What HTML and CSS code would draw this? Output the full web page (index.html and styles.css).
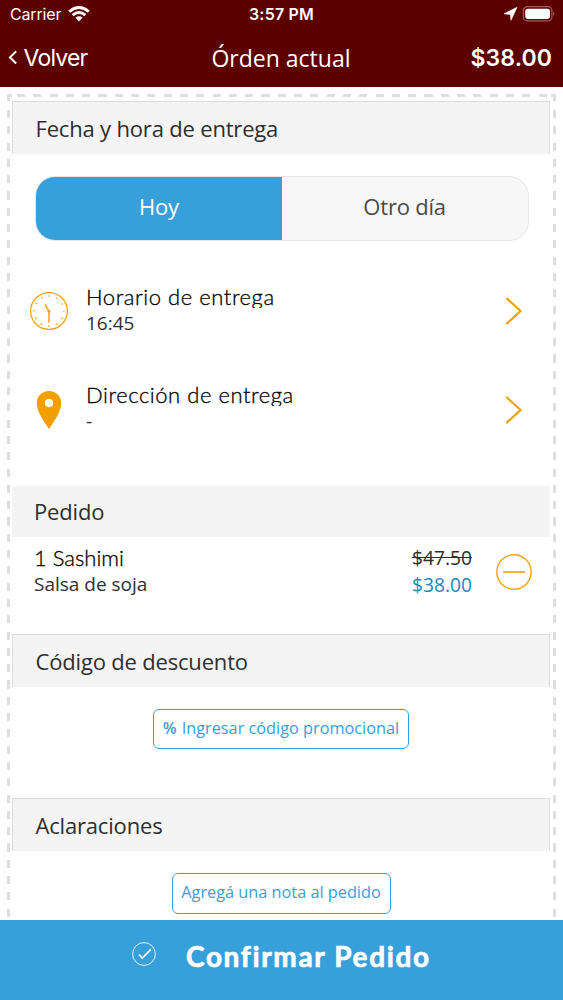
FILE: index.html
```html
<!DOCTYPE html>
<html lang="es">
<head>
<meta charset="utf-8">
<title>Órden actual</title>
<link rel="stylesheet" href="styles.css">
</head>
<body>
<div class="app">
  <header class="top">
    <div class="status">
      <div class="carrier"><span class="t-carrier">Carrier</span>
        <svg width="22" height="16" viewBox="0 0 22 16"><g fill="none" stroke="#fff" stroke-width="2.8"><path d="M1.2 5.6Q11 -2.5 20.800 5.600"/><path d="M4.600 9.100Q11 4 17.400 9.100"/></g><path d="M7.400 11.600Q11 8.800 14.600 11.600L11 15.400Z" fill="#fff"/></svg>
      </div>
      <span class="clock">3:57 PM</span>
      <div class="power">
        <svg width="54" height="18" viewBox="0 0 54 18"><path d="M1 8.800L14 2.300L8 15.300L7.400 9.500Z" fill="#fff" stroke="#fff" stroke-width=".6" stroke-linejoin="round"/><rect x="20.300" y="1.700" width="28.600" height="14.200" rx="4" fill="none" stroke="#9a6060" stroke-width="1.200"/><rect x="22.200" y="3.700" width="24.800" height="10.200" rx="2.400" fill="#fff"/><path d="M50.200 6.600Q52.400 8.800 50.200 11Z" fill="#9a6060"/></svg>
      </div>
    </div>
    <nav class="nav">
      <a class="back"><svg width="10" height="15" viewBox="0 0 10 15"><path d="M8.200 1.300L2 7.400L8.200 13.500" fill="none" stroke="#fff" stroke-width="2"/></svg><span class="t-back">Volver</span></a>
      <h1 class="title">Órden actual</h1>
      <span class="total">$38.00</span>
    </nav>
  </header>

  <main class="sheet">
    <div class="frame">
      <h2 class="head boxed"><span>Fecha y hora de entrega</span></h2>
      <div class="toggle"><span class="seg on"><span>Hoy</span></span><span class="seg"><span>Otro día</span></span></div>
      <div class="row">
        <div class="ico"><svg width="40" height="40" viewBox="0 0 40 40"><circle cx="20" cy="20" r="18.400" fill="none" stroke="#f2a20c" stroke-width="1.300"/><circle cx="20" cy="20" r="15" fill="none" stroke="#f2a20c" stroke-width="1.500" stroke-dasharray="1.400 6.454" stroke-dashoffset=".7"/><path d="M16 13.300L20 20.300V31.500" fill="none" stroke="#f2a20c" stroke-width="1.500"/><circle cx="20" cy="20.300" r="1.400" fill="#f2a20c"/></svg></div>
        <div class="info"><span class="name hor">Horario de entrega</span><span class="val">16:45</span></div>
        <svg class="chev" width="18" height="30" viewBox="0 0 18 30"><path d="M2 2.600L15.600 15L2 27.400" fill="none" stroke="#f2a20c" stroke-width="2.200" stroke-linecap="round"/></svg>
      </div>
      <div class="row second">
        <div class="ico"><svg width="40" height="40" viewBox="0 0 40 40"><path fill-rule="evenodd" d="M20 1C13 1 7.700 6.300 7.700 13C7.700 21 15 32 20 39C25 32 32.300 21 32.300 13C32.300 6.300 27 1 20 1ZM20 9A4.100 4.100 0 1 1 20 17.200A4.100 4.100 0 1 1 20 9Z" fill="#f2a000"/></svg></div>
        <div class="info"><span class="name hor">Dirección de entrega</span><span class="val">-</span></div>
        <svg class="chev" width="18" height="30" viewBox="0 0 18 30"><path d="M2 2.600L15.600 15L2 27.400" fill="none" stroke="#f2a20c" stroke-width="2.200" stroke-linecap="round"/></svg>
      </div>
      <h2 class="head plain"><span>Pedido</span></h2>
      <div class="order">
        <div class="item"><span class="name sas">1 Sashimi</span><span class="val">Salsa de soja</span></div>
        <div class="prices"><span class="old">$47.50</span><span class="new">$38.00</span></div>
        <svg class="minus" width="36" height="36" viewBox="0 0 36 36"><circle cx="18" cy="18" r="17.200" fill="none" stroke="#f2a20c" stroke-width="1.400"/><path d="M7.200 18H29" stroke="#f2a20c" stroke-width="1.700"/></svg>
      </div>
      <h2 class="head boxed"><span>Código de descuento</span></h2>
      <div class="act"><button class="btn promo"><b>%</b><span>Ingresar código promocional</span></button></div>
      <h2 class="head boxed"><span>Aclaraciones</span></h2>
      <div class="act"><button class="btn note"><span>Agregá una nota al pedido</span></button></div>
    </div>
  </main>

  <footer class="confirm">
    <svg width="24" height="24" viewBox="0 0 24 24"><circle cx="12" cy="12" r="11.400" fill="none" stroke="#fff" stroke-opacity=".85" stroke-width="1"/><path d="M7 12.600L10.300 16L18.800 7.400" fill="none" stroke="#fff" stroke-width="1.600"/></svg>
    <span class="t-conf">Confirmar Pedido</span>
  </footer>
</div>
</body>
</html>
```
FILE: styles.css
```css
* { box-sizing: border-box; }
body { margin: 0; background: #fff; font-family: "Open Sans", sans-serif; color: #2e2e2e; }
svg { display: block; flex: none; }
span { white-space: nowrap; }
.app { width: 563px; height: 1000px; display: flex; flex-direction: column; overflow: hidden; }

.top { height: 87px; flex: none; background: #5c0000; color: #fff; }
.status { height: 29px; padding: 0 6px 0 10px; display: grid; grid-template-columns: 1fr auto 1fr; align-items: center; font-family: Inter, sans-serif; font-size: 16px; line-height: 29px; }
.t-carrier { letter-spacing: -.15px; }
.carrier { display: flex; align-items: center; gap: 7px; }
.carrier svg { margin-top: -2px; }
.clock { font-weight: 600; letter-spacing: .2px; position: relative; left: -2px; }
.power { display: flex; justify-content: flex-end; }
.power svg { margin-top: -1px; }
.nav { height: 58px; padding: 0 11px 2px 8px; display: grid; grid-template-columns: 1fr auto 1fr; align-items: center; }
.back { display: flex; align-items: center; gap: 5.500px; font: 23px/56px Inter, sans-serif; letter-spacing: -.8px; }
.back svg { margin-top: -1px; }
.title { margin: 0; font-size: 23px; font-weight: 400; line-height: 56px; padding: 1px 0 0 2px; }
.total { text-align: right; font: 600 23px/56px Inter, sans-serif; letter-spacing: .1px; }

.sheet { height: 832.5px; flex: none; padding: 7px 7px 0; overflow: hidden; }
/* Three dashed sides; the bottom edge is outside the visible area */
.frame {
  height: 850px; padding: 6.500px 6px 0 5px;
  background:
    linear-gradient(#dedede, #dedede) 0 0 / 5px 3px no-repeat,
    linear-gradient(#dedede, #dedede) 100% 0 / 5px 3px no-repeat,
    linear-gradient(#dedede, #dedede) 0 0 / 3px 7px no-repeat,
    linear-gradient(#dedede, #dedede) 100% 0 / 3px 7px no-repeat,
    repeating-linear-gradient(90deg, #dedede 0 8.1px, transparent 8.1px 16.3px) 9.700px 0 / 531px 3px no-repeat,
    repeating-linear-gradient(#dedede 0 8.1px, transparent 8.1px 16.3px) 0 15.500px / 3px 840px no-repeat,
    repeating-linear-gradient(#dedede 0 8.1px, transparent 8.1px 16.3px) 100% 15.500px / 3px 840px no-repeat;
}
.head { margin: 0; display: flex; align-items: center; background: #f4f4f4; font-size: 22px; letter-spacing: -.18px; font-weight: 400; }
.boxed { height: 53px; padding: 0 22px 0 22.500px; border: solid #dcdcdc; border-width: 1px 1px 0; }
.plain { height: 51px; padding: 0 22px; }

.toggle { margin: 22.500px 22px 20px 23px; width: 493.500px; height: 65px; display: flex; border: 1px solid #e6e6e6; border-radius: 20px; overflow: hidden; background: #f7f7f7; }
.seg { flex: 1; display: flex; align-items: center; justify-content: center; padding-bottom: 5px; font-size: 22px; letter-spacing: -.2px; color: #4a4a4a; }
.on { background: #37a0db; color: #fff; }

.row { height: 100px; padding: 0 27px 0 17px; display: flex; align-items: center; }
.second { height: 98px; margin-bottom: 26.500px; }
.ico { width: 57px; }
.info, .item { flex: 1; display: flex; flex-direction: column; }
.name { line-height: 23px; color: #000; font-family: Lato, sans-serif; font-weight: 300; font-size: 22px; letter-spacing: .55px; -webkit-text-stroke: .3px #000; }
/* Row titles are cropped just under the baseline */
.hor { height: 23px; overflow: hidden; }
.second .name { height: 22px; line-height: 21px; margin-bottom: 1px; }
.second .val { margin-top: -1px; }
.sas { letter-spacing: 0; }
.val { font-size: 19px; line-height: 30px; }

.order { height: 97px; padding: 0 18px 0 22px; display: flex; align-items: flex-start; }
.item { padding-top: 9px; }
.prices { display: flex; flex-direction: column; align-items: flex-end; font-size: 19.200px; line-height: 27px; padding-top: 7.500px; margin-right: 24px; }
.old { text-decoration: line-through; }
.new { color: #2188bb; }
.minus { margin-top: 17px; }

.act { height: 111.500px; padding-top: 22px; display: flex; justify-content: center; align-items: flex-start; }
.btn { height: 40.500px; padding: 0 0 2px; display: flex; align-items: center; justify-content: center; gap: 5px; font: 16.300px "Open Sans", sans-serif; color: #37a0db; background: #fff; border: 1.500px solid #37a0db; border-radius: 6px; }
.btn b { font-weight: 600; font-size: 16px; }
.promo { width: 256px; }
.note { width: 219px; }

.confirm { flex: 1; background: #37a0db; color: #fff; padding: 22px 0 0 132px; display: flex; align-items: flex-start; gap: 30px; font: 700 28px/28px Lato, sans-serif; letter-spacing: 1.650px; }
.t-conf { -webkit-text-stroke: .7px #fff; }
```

* Goal of the exercise *
From the material, report only how many lines include the word "index".

* Result of this task *
2